If you want to invest in real estate, but can’t afford the 20% down payment — there are still several ways to get into the market.
For example, there are real estate investment trusts, also known as REITs. These are usually publicly-traded companies that have a bundle of income-producing properties in which you buy shares. They’re often used like stocks or bonds to diversify an investment portfolio.
But if you’ve been scrolling through listings — as one does when they dream of home ownership — you may have come across a nice-looking condo with an unusually low asking price that mentions ‘fractional ownership’.
These types of listings are cropping up more frequently as this form of real estate investing becomes increasingly popular.
So what is fractional ownership, and is it right for you?
“Properties, such as a detached house or a condo, can legally be owned under a corporation,” explains Strata.ca realtor Osman Omaid.
“Fractional ownership gives you a fractional share of the corporation, which owns one single property. Just like how you can buy, own, or sell shares from Apple and Tesla as corporations, you can also own a share in a corporation, which happens to own a property.”
Depending on the company, buying into a fractional ownership can start as low as a $50-per-year subscription, where you can invest as little as $1 into a property share.

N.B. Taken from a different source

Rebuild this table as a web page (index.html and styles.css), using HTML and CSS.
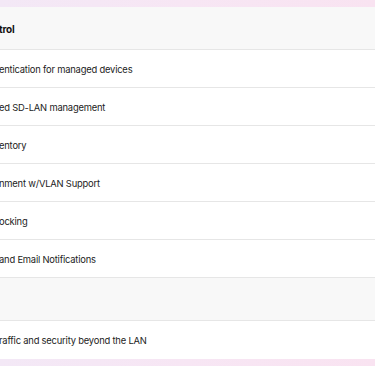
FILE: index.html
```html
<!DOCTYPE html>
<html lang="en">
<head>
  <meta charset="UTF-8" />
  <meta name="viewport" content="width=device-width, initial-scale=1.0" />
  <title>Feature Comparison</title>
  <link rel="stylesheet" href="styles.css">
</head>
<body>
  <div class="page">
    <div class="table">
      <div class="row head"><span>trol</span></div>
      <div class="row"><span>entication for managed devices</span></div>
      <div class="row"><span>ed SD-LAN management</span></div>
      <div class="row"><span>entory</span></div>
      <div class="row"><span>nment w/VLAN Support</span></div>
      <div class="row"><span>ocking</span></div>
      <div class="row"><span>and Email Notifications</span></div>
      <div class="row section"><span></span></div>
      <div class="row last"><span>raffic and security beyond the LAN</span></div>
    </div>
  </div>
</body>
</html>
```

FILE: styles.css
```css
* {
  box-sizing: border-box;
  font-family: 'Inter', sans-serif;
}
body {
  margin: 0;
  padding: 0;
  background: linear-gradient(90deg, #f3e8f6 0%, #f7e6f4 50%, #f9e3f1 100%);
  min-height: 100vh;
}
.page {
  padding-top: 7px;
}
.table {
  background: #fff;
}
.row {
  display: flex;
  align-items: center;
  height: 38px;
  padding-top: 1px;
  border-bottom: 1px solid #e6e6e6;
  font-size: 9.4px;
  color: #1c1c1c;
  letter-spacing: -0.2px;
}
.row span {
  margin-left: -1px;
}
.head {
  height: 43px;
  background: #f8f8f8;
  font-size: 10px;
  font-weight: 700;
  color: #111;
}
.section {
  height: 43px;
  background: #f8f8f8;
}
.last {
  border-bottom: none;
}
```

But to be clear, fractional ownership isn’t like a timeshare, or co-ownership. You are not allowed to live in or use the property. What you do get though is some type of return on your investment.

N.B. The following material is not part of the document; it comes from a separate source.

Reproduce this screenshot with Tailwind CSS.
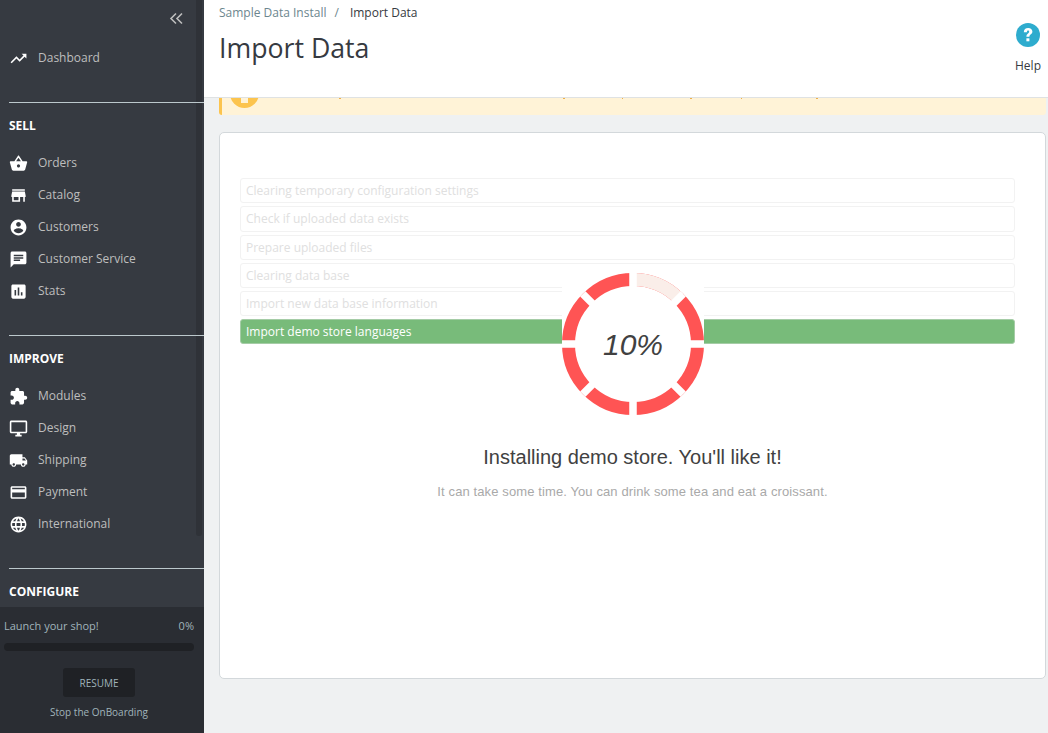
<!DOCTYPE html>
<html lang="en">
<head>
<meta charset="utf-8">
<title>Import Data</title>
<script src="https://cdn.jsdelivr.net/npm/@tailwindcss/browser@4"></script>
</head>
<body class="m-0 overflow-hidden">
<div class="flex w-[1048px] h-[733px] overflow-hidden font-['Open_Sans',sans-serif] bg-[#eff1f2]">
  <aside class="relative w-[204px] h-[733px] shrink-0 flex flex-col bg-[#363a41] text-[12px] text-[#bebebe]">
    <div class="absolute left-[196px] top-0 w-[6px] h-[536px] rounded-b-[3px] bg-[#2f3238]"></div>
    <div class="relative flex flex-col grow">
      <div class="h-[42px] flex justify-end pr-[20px] pt-[11px]">
        <svg class="w-[15px] h-[15px]" viewBox="0 0 15 15" fill="none" stroke="#bebebe" stroke-width="1.6"><path d="M7 2.5 2 7.5l5 5M13 2.5l-5 5 5 5"/></svg>
      </div>
      <a class="flex items-center h-[32px] pl-[9px] gap-[10px]"><svg class="w-[19px] h-[19px] fill-white" viewBox="0 0 24 24"><path d="M16 6l2.29 2.29-4.88 4.88-4-4L2 16.59 3.41 18l6-6 4 4 6.3-6.29L22 12V6z"/></svg>Dashboard</a>
      <div class="mt-[28px] ml-[9px] h-px bg-[#bcc8cc]"></div>
      <div class="h-[44px] pt-[2px] pl-[9px] flex items-center text-[12px] font-bold text-white">SELL</div>
      <a class="flex items-center h-[32px] pl-[9px] gap-[10px]"><svg class="w-[19px] h-[19px] fill-white" viewBox="0 0 24 24"><path d="M17.21 9l-4.38-6.56c-.19-.28-.51-.42-.83-.42-.32 0-.64.14-.83.43L6.79 9H2c-.55 0-1 .45-1 1 0 .09.01.18.04.27l2.54 9.27c.23.84 1 1.46 1.92 1.46h13c.92 0 1.69-.62 1.93-1.46l2.54-9.27L23 10c0-.55-.45-1-1-1h-4.79zM9 9l3-4.4L15 9H9zm3 8c-1.1 0-2-.9-2-2s.9-2 2-2 2 .9 2 2-.9 2-2 2z"/></svg>Orders</a>
      <a class="flex items-center h-[32px] pl-[9px] gap-[10px]"><svg class="w-[19px] h-[19px] fill-white" viewBox="0 0 24 24"><path d="M20 4H4v2h16V4zm1 10v-2l-1-5H4l-1 5v2h1v6h10v-6h4v6h2v-6h1zm-9 4H6v-4h6v4z"/></svg>Catalog</a>
      <a class="flex items-center h-[32px] pl-[9px] gap-[10px]"><svg class="w-[19px] h-[19px] fill-white" viewBox="0 0 24 24"><path d="M12 2C6.48 2 2 6.48 2 12s4.48 10 10 10 10-4.48 10-10S17.52 2 12 2zm0 3c1.66 0 3 1.34 3 3s-1.34 3-3 3-3-1.34-3-3 1.34-3 3-3zm0 14.2c-2.5 0-4.71-1.28-6-3.22.03-1.99 4-3.08 6-3.08 1.99 0 5.97 1.09 6 3.08-1.29 1.94-3.5 3.22-6 3.22z"/></svg>Customers</a>
      <a class="flex items-center h-[32px] pl-[9px] gap-[10px]"><svg class="w-[19px] h-[19px] fill-white" viewBox="0 0 24 24"><path d="M20 2H4c-1.1 0-1.99.9-1.99 2L2 22l4-4h14c1.1 0 2-.9 2-2V4c0-1.1-.9-2-2-2zM6 9h12v2H6V9zm8 5H6v-2h8v2zm4-6H6V6h12v2z"/></svg>Customer Service</a>
      <a class="flex items-center h-[32px] pl-[9px] gap-[10px]"><svg class="w-[19px] h-[19px] fill-white" viewBox="0 0 24 24"><path d="M19 3H5c-1.1 0-2 .9-2 2v14c0 1.1.9 2 2 2h14c1.1 0 2-.9 2-2V5c0-1.1-.9-2-2-2zM9 17H7v-7h2v7zm4 0h-2V7h2v10zm4 0h-2v-4h2v4z"/></svg>Stats</a>
      <div class="mt-[28px] ml-[9px] h-px bg-[#bcc8cc]"></div>
      <div class="h-[44px] pt-[2px] pl-[9px] flex items-center text-[12px] font-bold text-white">IMPROVE</div>
      <a class="flex items-center h-[32px] pl-[9px] gap-[10px]"><svg class="w-[19px] h-[19px] fill-white" viewBox="0 0 24 24"><path d="M20.5 11H19V7c0-1.1-.9-2-2-2h-4V3.5C13 2.12 11.88 1 10.5 1S8 2.12 8 3.5V5H4c-1.1 0-1.99.9-1.99 2v3.8H3.5c1.49 0 2.7 1.21 2.7 2.7s-1.21 2.7-2.7 2.7H2V20c0 1.1.9 2 2 2h3.8v-1.5c0-1.49 1.21-2.7 2.7-2.7 1.49 0 2.7 1.21 2.7 2.7V22H17c1.1 0 2-.9 2-2v-4h1.5c1.38 0 2.5-1.12 2.5-2.5S21.88 11 20.5 11z"/></svg>Modules</a>
      <a class="flex items-center h-[32px] pl-[9px] gap-[10px]"><svg class="w-[19px] h-[19px] fill-white" viewBox="0 0 24 24"><path d="M21 2H3c-1.1 0-2 .9-2 2v12c0 1.1.9 2 2 2h7v2H8v2h8v-2h-2v-2h7c1.1 0 2-.9 2-2V4c0-1.1-.9-2-2-2zm0 14H3V4h18v12z"/></svg>Design</a>
      <a class="flex items-center h-[32px] pl-[9px] gap-[10px]"><svg class="w-[19px] h-[19px] fill-white" viewBox="0 0 24 24"><path d="M20 8h-3V4H3c-1.1 0-2 .9-2 2v11h2c0 1.66 1.34 3 3 3s3-1.34 3-3h6c0 1.66 1.34 3 3 3s3-1.34 3-3h2v-5l-3-4zM6 18.5c-.83 0-1.5-.67-1.5-1.5s.67-1.5 1.5-1.5 1.5.67 1.5 1.5-.67 1.5-1.5 1.5zm13.5-9l1.96 2.5H17V9.5h2.5zm-1.5 9c-.83 0-1.5-.67-1.5-1.5s.67-1.5 1.5-1.5 1.5.67 1.5 1.5-.67 1.5-1.5 1.5z"/></svg>Shipping</a>
      <a class="flex items-center h-[32px] pl-[9px] gap-[10px]"><svg class="w-[19px] h-[19px] fill-white" viewBox="0 0 24 24"><path d="M20 4H4c-1.11 0-1.99.89-1.99 2L2 18c0 1.11.89 2 2 2h16c1.11 0 2-.89 2-2V6c0-1.11-.89-2-2-2zm0 14H4v-6h16v6zm0-10H4V6h16v2z"/></svg>Payment</a>
      <a class="flex items-center h-[32px] pl-[9px] gap-[10px]"><svg class="w-[19px] h-[19px] fill-white" viewBox="0 0 24 24"><path d="M11.99 2C6.47 2 2 6.48 2 12s4.47 10 9.99 10C17.52 22 22 17.52 22 12S17.52 2 11.99 2zm6.93 6h-2.95c-.32-1.25-.78-2.45-1.38-3.56 1.84.63 3.37 1.91 4.33 3.56zM12 4.04c.83 1.2 1.48 2.53 1.91 3.96h-3.82c.43-1.43 1.08-2.76 1.91-3.96zM4.26 14C4.1 13.36 4 12.69 4 12s.1-1.36.26-2h3.38c-.08.66-.14 1.32-.14 2 0 .68.06 1.34.14 2H4.26zm.82 2h2.95c.32 1.25.78 2.45 1.38 3.56-1.84-.63-3.37-1.9-4.33-3.56zm2.95-8H5.08c.96-1.66 2.49-2.93 4.33-3.56C8.81 5.55 8.35 6.75 8.03 8zM12 19.96c-.83-1.2-1.48-2.53-1.91-3.96h3.82c-.43 1.43-1.08 2.76-1.91 3.96zM14.34 14H9.66c-.09-.66-.16-1.32-.16-2 0-.68.07-1.35.16-2h4.68c.09.65.16 1.32.16 2 0 .68-.07 1.34-.16 2zm.25 5.56c.6-1.11 1.06-2.31 1.38-3.56h2.95c-.96 1.65-2.49 2.93-4.33 3.56zM16.36 14c.08-.66.14-1.32.14-2 0-.68-.06-1.34-.14-2h3.38c.16.64.26 1.31.26 2s-.1 1.36-.26 2h-3.38z"/></svg>International</a>
      <div class="mt-[28px] ml-[9px] h-px bg-[#bcc8cc]"></div>
      <div class="h-[44px] pt-[2px] pl-[9px] flex items-center text-[12px] font-bold text-white">CONFIGURE</div>
    </div>
    <div class="absolute left-0 bottom-0 w-[204px] h-[126px] px-[4px] flex flex-col bg-[#2a2d33] text-[#a0b4bb]">
      <div class="flex justify-between items-center h-[16px] mt-[11px] w-[190px] text-[11px]"><span>Launch your shop!</span><span>0%</span></div>
      <div class="mt-[9px] w-[190px] h-[8px] rounded-full bg-[#1f2125]"></div>
      <div class="mt-[17px] ml-[59px] w-[72px] h-[29px] pt-[1px] rounded-[3px] bg-[#1f2125] flex items-center justify-center text-[10px]">RESUME</div>
      <div class="mt-[8px] w-[190px] text-center text-[10px]">Stop the OnBoarding</div>
    </div>
  </aside>
  <main class="w-[844px] flex flex-col">
    <header class="relative h-[98px] shrink-0 bg-white border-b border-[#dfe2e3] text-[#363a41]">
      <div class="pl-[15px] pt-[5px] h-[19px] flex items-center text-[12px] leading-[17px]"><span class="text-[#6c868e]">Sample Data Install</span><span class="text-[#6c868e] ml-[8px] mr-[11px]">/</span><span>Import Data</span></div>
      <h1 class="pl-[15px] mt-[11px] text-[26.7px] leading-[36px] font-normal">Import Data</h1>
      <div class="absolute right-0 top-[23px] w-[40px] flex flex-col items-center">
        <svg class="w-[24px] h-[24px]" viewBox="0 0 24 24"><circle cx="12" cy="12" r="12" fill="#2eacce"/><path d="M7.8 9.2C7.8 6.6 9.6 5 12.2 5c2.5 0 4.2 1.5 4.2 3.6 0 2.8-3 2.8-3 5.2h-3c0-3.4 2.8-3.4 2.8-5.1 0-.7-.5-1.1-1.1-1.1-.8 0-1.2.6-1.2 1.6z" fill="#fff"/><rect x="10.4" y="15.3" width="3" height="3" fill="#fff"/></svg>
        <span class="mt-[10px] text-[12px] leading-[17px]">Help</span>
      </div>
    </header>
    <div class="relative h-[17px] ml-[15px] mr-[2px] overflow-hidden rounded-b-[3px] bg-[#fff3d7] border-l-[3px] border-[#fcc44e] shrink-0">
      <div class="absolute left-[8px] top-[-19px] w-[29px] h-[29px] rounded-full bg-[#fcc44e]"></div>
      <div class="absolute left-[19px] top-0 w-[7px] h-[5px] bg-[#fff3d7]"></div>
      <div class="absolute left-[117px] top-0 w-[2px] h-px bg-[#eeb04a]"></div>
      <div class="absolute left-[341px] top-0 w-[2px] h-px bg-[#eeb04a]"></div>
      <div class="absolute left-[400px] top-0 w-px h-px bg-[#eeb04a]"></div>
      <div class="absolute left-[468px] top-0 w-[2px] h-px bg-[#eeb04a]"></div>
      <div class="absolute left-[519px] top-0 w-px h-px bg-[#eeb04a]"></div>
      <div class="absolute left-[594px] top-0 w-[2px] h-px bg-[#eeb04a]"></div>
    </div>
    <section class="mt-[17px] ml-[15px] mr-[2px] h-[547px] rounded-[5px] border border-[#d3d8db] bg-white flex flex-col items-center font-['Liberation_Sans',sans-serif]">
      <div class="relative mt-[45px] ml-[20px] self-start w-[775px] h-[166px] flex flex-col justify-between font-['Open_Sans',sans-serif] text-[12px] text-[#e0e0e0]">
        <div class="h-[25px] px-[5px] flex items-center rounded-[3px] border border-[#f2f2f2]">Clearing temporary configuration settings</div>
        <div class="h-[26px] px-[5px] flex items-center rounded-[3px] border border-[#f2f2f2]">Check if uploaded data exists</div>
        <div class="h-[25px] px-[5px] flex items-center rounded-[3px] border border-[#f2f2f2]">Prepare uploaded files</div>
        <div class="h-[25px] px-[5px] flex items-center rounded-[3px] border border-[#f2f2f2]">Clearing data base</div>
        <div class="h-[25px] px-[5px] flex items-center rounded-[3px] border border-[#f2f2f2]">Import new data base information</div>
        <div class="h-[25px] px-[5px] flex items-center rounded-[3px] border border-[#a5cca6] bg-[#78bb7a] text-white">Import demo store languages</div>
        <div class="absolute left-[322px] top-[95px] w-[142px] h-[142px] bg-white flex items-center justify-center">
          <svg class="absolute inset-0" width="142" height="142" viewBox="0 0 142 142" fill="none">
            <circle cx="71" cy="71" r="64.5" stroke="#ff5454" stroke-width="13"/>
            <path d="M71 6.5A64.5 64.5 0 0 1 116.6 25.4" stroke="#faeee9" stroke-width="13"/>
            <path d="M71 0V142M0 71H142M20.8 20.8 121.2 121.2M121.2 20.8 20.8 121.2" stroke="#fff" stroke-width="7.5"/>
          </svg>
          <span class="relative mt-[1px] text-[30px] italic text-[#414141] font-['Liberation_Sans',sans-serif]">10%</span>
        </div>
      </div>
      <h2 class="mt-[99px] text-[20px] leading-[28px] font-normal text-[#414141]">Installing demo store. You'll like it!</h2>
      <p class="mt-[12px] text-[13px] leading-[17px] tracking-[0.11px] text-[#a9a9a9]">It can take some time. You can drink some tea and eat a croissant.</p>
    </section>
  </main>
</div>
</body>
</html>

“Every fractional ownership agreement can have different stipulations on how ROI is given back to the shareholders,” says Omaid.
For example, some companies offer a percentage of rental income relative to your investment. And when a property is sold, the appreciation is paid back to investors, who also get back their investment principal.
Similarly, there are companies that sell shares in someone’s downpayment, then pays out the proportion of appreciation back to investors. And that’s in addition to the investors’ initial contribution when the home is sold or refinanced.
“You’re able to reap the benefits of an appreciating property without the large capital downpayment or the monthly mortgage payment commitments,” explains Omaid.
You’re also off the hook in paying for home expenses, maintenance, renovations, or dealing with tenants and rental arrears.
However, fractional ownership is not without risk.
“The danger of fractional ownership is that your investment return is heavily dependent on the appreciation of the real estate market,” says Omaid, who warns that property values don’t always appreciate.
“This is also a new method of real estate investment, so there are no large scale examples or case studies to examine. The drawbacks are that the decisions, responsibilities, and liabilities are case-by-case dependent. It’s not exactly clear how issues or disagreements would be mediated.”
Additionally, the investment is not as liquid as a REIT or regular share in a company. In many instances, you can’t take your money out until the homeowner actually sells or refinances.
So is fractional ownership a good idea? Short answer: Depends.
If you’re looking for a way to earn passive income or diversify your investments, it could be worth further consideration. But if you’re looking for a traditional roof over your head, or a home for your family — fractional ownership isn’t going to give you that.